Automated certificate provisioning#

Automated certificate provisioning is a two-stage process. First, containerlab creates a Certificate Authority (CA) and generates a certificate and key for it, storing these artifacts in a lab directory in the .tls directory. Then, containerlab generates a certificate and key for each node of a lab and signs it with the CA. The signed certificate and key are then installed on the node.

Note

Currently, automated installation of a node certificate is implemented only for Nokia SR Linux.

CA certificate#

When generating CA certificate and key, containerlab can take in the following optional parameters:

  • .settings.certificate-authority.key-size - the size of the key in bytes, default is 2048
  • .settings.certificate-authority.validity-duration - the duration of the certificate. For example: 10m, 1000h. Max unit is hour. Default is 8760h (1 year)

Node certificates#

The decision to generate node certificates is driven by either of the following two parameters:

  1. node kind
  2. issue boolean parameter under node-name.certificate section.

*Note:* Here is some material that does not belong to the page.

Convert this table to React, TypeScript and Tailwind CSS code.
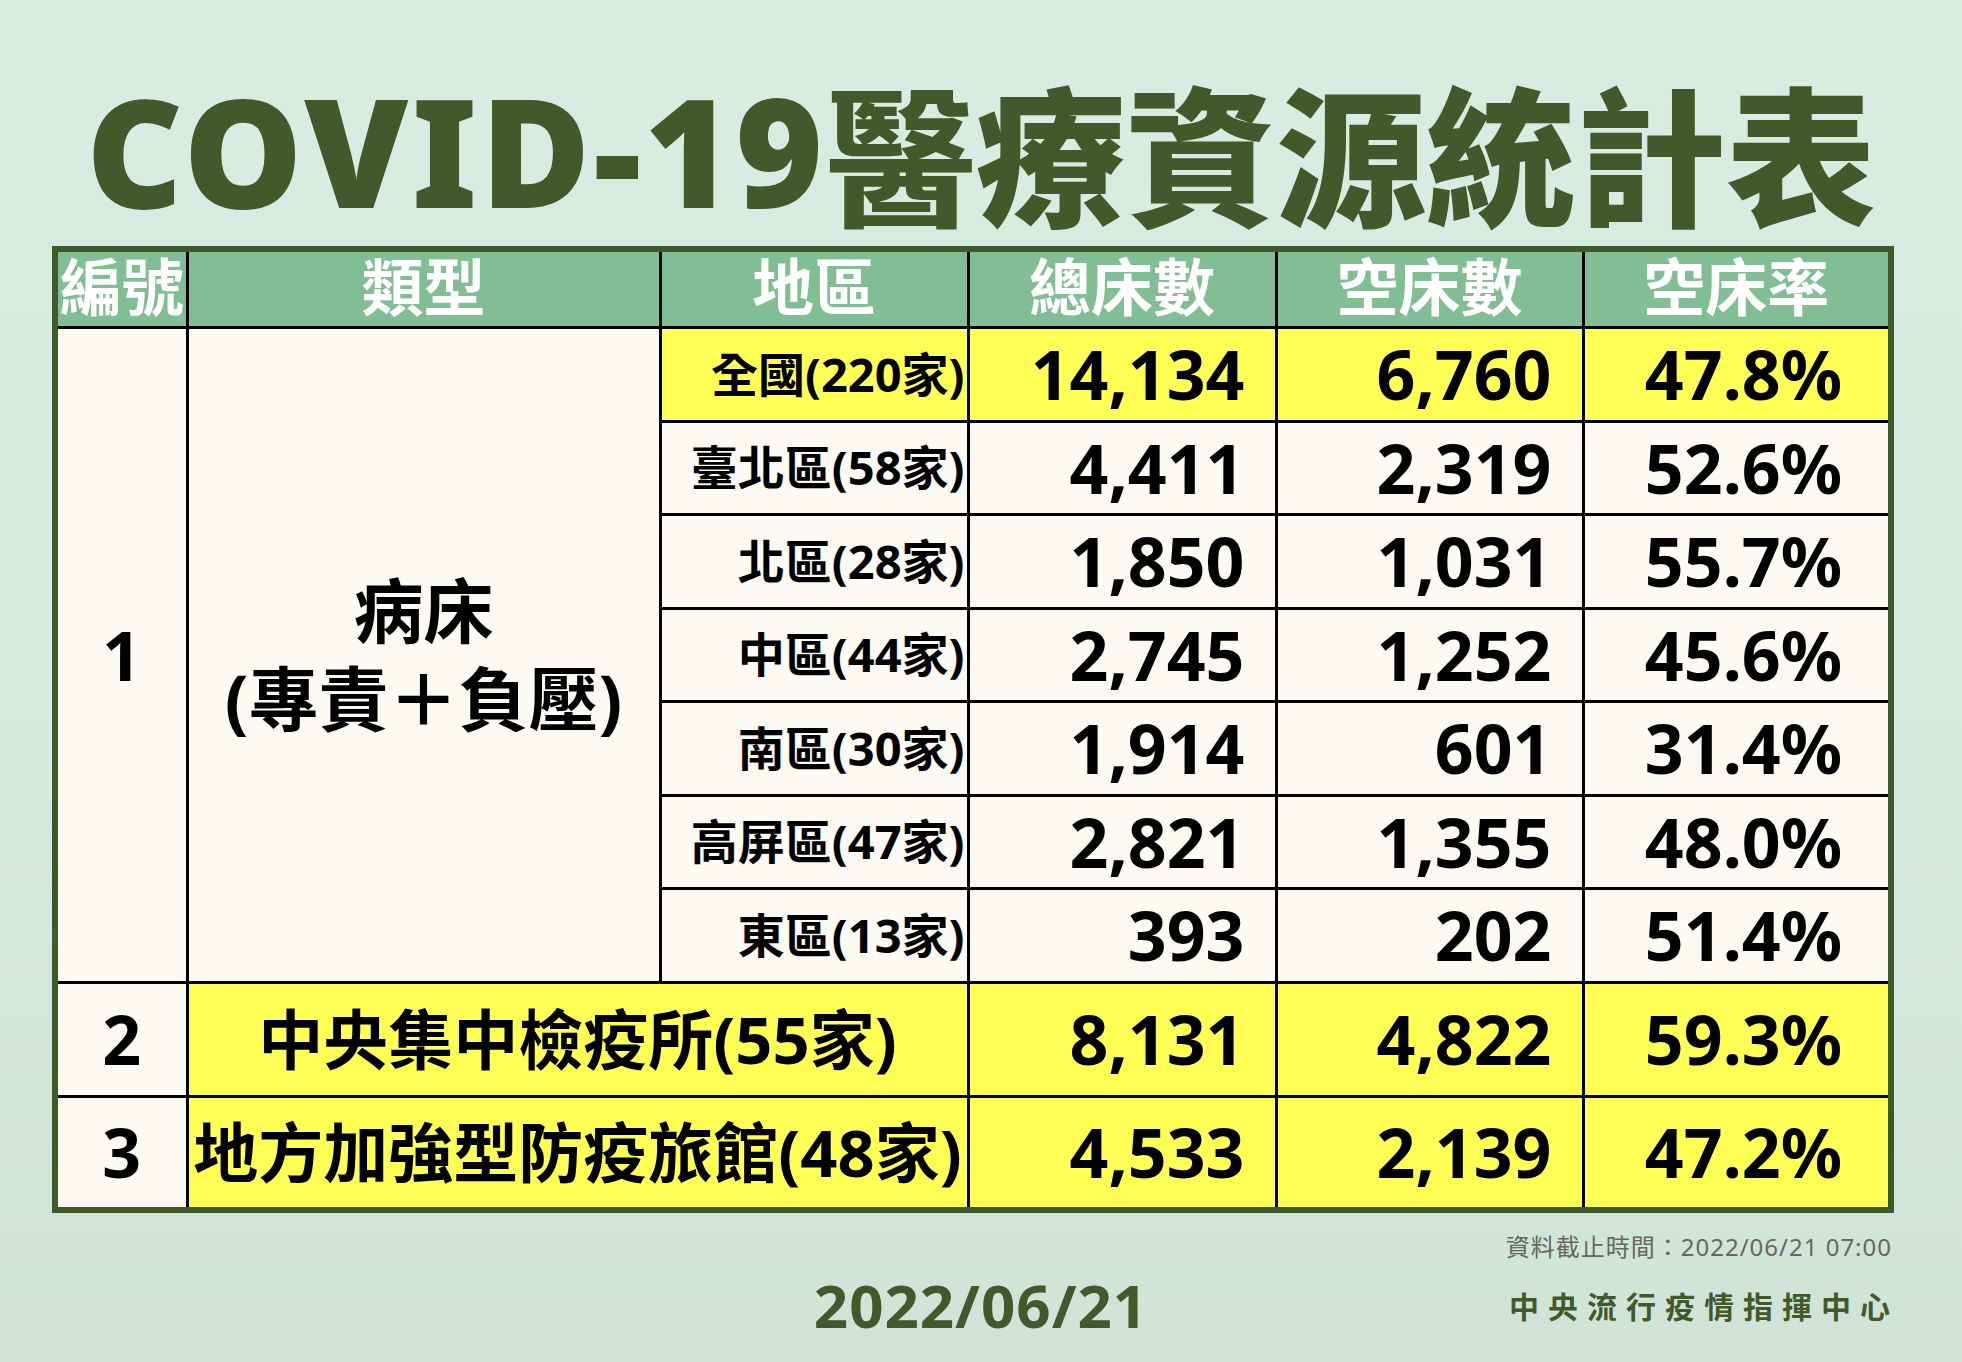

For SR Linux nodes the issue parameter is set to true and can't be changed. For other node kinds the issue parameter is set to false by default and can be overridden by the user.

Simplified CLI for CA and end-node keys generation#

Apart automated pipeline for certificate provisioning, containerlab exposes the following commands that can create a CA and node's cert/key:

With these two commands users can easily create CA node certificates and secure the transport channel of various protocols. This lab demonstrates how with containerlab's help one can easily create certificates and configure Nokia SR OS to use it for secured gNMI communication.

External CA#

Users who require more control over the certificate generation process can use an existing external CA. Containerlab needs to be provided with the CA certificate and key. The CA certificate and key must be provided via .settings.certificate-authority.[key]|[cert] configuration parameters.

name: ext-ca
settings:
  certificate-authority:
    cert: /path/to/ca.crt
    key: /path/to/ca.key

When using an external CA, containerlab will not generate a CA certificate and key. Instead, it will use the provided CA certificate and key to sign the node certificates.

The paths can be provided in absolute or relative form. If the path is relative, it is relative to the directory where clab file is located.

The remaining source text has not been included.